The riots had diplomatic consequences as well. The African Union condemned in a statement the “despicable acts” of violence in South Africa “in the strongest terms”.
Last month, the Nigerian President during a visit to South Africa urged President Ramaphosa to take measures to prevent the re-occurrence of such actions. Buhari met also Nigerians residents at a town hall meeting to listen to their experience and express his commitment to work for the protection of their lives and property. South Africa did not take however any commitment regarding these demands for compensations. Instead, the Pretoria government said that affected Nigerians should seek restitution from insurance companies. Both governments agreed to some “concrete measures” such as an “Early Warning Mechanism” to alert each other to impending xenophobic violence. This would involve diaspora communities, police and intelligence agencies in working more closely together. The main difficulty is to appease angry feelings among populations outside South Africa.

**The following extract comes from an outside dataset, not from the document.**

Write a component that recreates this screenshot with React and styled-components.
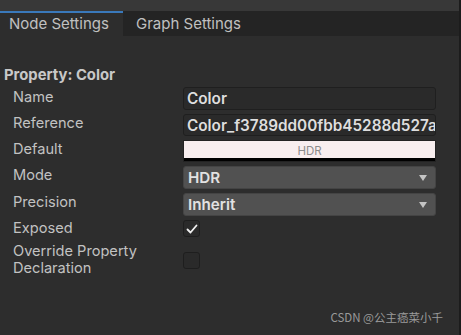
import React from 'react';
import styled, { createGlobalStyle } from 'styled-components';

const GlobalStyle = createGlobalStyle`
  html, body {
    margin: 0;
    padding: 0;
    background: #2d2d2d;
  }
  body {
    font-family: Inter, "Noto Sans", sans-serif;
  }
`;

const Window = styled.div`
  position: relative;
  width: 459px;
  height: 335px;
  background: #2d2d2d;
  border-right: 2px solid #1c1c1c;
  display: flex;
  flex-direction: column;
  overflow: hidden;
`;

const TopStrip = styled.div`
  height: 11px;
  background: #383838;
`;

const TabBar = styled.div`
  display: flex;
  height: 25px;
  background: #242424;
`;

const Tab = styled.div`
  box-sizing: border-box;
  width: ${(props) => props.width}px;
  padding-left: ${(props) => props.pad}px;
  display: flex;
  align-items: center;
  font-size: 15px;
  color: #c0c0c0;
  background: ${(props) => (props.active ? '#2d2d2d' : '#242424')};
  border-top: 2px solid ${(props) => (props.active ? '#3a79bb' : '#242424')};
  padding-bottom: 2px;
`;

const Content = styled.div`
  padding: 30px 0 0 4px;
  display: flex;
  flex-direction: column;
`;

const Heading = styled.div`
  font-size: 14.8px;
  font-weight: 700;
  color: #c8c8c8;
  line-height: 18px;
  margin-bottom: 3px;
`;

const Rows = styled.div`
  display: flex;
  flex-direction: column;
  gap: 4px;
`;

const Row = styled.div`
  display: flex;
  align-items: center;
  min-height: ${(props) => props.h || 22}px;
  margin-top: ${(props) => props.mt || 0}px;
`;

const Label = styled.div`
  box-sizing: border-box;
  width: 179px;
  padding-left: 9px;
  padding-right: 20px;
  font-size: 14.6px;
  line-height: 17px;
  color: #c2c2c2;
  margin-top: ${(props) => -(props.up || 0)}px;
`;

const TextField = styled.div`
  box-sizing: border-box;
  width: 253px;
  height: ${(props) => props.h || 23}px;
  background: #2a2a2a;
  border: 1px solid #1f1f1f;
  border-radius: 3px;
  padding: 0 3px;
  display: flex;
  align-items: center;
  font-size: 15.3px;
  font-weight: 600;
  color: #dedede;
  white-space: nowrap;
  overflow: hidden;
`;

const ColorField = styled.div`
  box-sizing: border-box;
  width: 253px;
  height: 22px;
  border: 1px solid #232323;
  display: flex;
  flex-direction: column;
`;

const Swatch = styled.div`
  flex: 1;
  background: #f8eeef;
  display: flex;
  justify-content: center;
  align-items: center;
  font-size: 11.5px;
  color: #8c8c8c;
  padding-top: 3px;
`;

const AlphaBar = styled.div`
  height: 4px;
  background: #000;
`;

const Dropdown = styled.div`
  box-sizing: border-box;
  width: 253px;
  height: 23px;
  background: #515151;
  border: 1px solid #444;
  border-radius: 3px;
  padding: 0 8px 0 4px;
  display: flex;
  align-items: center;
  justify-content: space-between;
  font-size: 15.2px;
  font-weight: 600;
  color: #e2e2e2;
`;

const Arrow = styled.span`
  width: 0;
  height: 0;
  border-left: 4.5px solid transparent;
  border-right: 4.5px solid transparent;
  border-top: 6px solid #c4c4c4;
`;

const Checkbox = styled.div`
  box-sizing: border-box;
  width: 17px;
  height: 17px;
  background: #2a2a2a;
  border: 1px solid #1e1e1e;
  border-radius: 3px;
  display: flex;
  align-items: center;
  justify-content: center;
`;

const Watermark = styled.div`
  position: absolute;
  right: 16px;
  bottom: 10px;
  font-size: 11.5px;
  color: #9a9a9a;
  font-family: "Noto Sans CJK SC", "Noto Sans", sans-serif;
`;

const Check = () => (
  <svg width="12" height="10" viewBox="0 0 12 10">
    <polyline points="1.5,5.5 4.5,8.5 10.5,1.5" fill="none" stroke="#f0f0f0" strokeWidth="1.8" strokeLinecap="round" strokeLinejoin="round" />
  </svg>
);

const App = () => {
  return (
    <>
      <GlobalStyle />
      <Window>
        <TopStrip />
        <TabBar>
          <Tab active width={123} pad={9}>Node Settings</Tab>
          <Tab width={137} pad={13}>Graph Settings</Tab>
        </TabBar>
        <Content>
          <Heading>Property: Color</Heading>
          <Rows>
            <Row>
              <Label up={3}>Name</Label>
              <TextField>Color</TextField>
            </Row>
            <Row>
              <Label up={3}>Reference</Label>
              <TextField h={22}>Color_f3789dd00fbb45288d527a3b8d6c5e41</TextField>
            </Row>
            <Row>
              <Label up={3}>Default</Label>
              <ColorField>
                <Swatch>HDR</Swatch>
                <AlphaBar />
              </ColorField>
            </Row>
            <Row>
              <Label up={5}>Mode</Label>
              <Dropdown>HDR<Arrow /></Dropdown>
            </Row>
            <Row>
              <Label up={4}>Precision</Label>
              <Dropdown>Inherit<Arrow /></Dropdown>
            </Row>
            <Row h={17}>
              <Label up={1}>Exposed</Label>
              <Checkbox><Check /></Checkbox>
            </Row>
            <Row h={34} mt={2}>
              <Label up={1}>Override Property Declaration</Label>
              <Checkbox />
            </Row>
          </Rows>
        </Content>
        <Watermark>CSDN @公主癌菜小千</Watermark>
      </Window>
    </>
  );
};

export default App;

In Nigeria, four outlets of the South African telecoms giant MTN were damaged by attacks in retaliation to the violence against Nigerians in South Africa, while several Shoprite supermarkets were looted. As a result, South Africa closed temporarily its diplomatic missions in Nigeria. In the DRC, protesters smashed the windows of the South African consulate in Lubumbashi and looted South African-owned stores. There was also a demonstration in front of the South African embassy in Kinshasa. Air Tanzania suspended flights to Johannesburg because of the violence, while Madagascar’s football federation announced that it would not send a team to play South Africa in a friendly because of security concerns. In Zambia, students forced the closure of South African-owned shopping malls and the president of the Economic Association of Zambia, Lubinda Haabazoka, declared that the AU should not allow Ramaphosa to become its chairperson next year. President Ramaphosa apologized and sent envoys to Nigeria, Niger, Ghana, Senegal, the DRC and Tanzania, showing he was taking xenophobia more seriously than his predecessors. But he came in for sharp criticism from some political analysts, individuals and opposition politicians for apologizing to these countries  The Congress of the People’s leader Dennis Bloem said the move was uncalled for, especially when citizens of those countries were smuggling drugs into South Africa to destroy the future of its youth. Another challenge is the attitude of the South African Police who is the source of many of problems because of its incompetence, corruption and susceptibility to xenophobic sentiments, warns a South African senior journalist.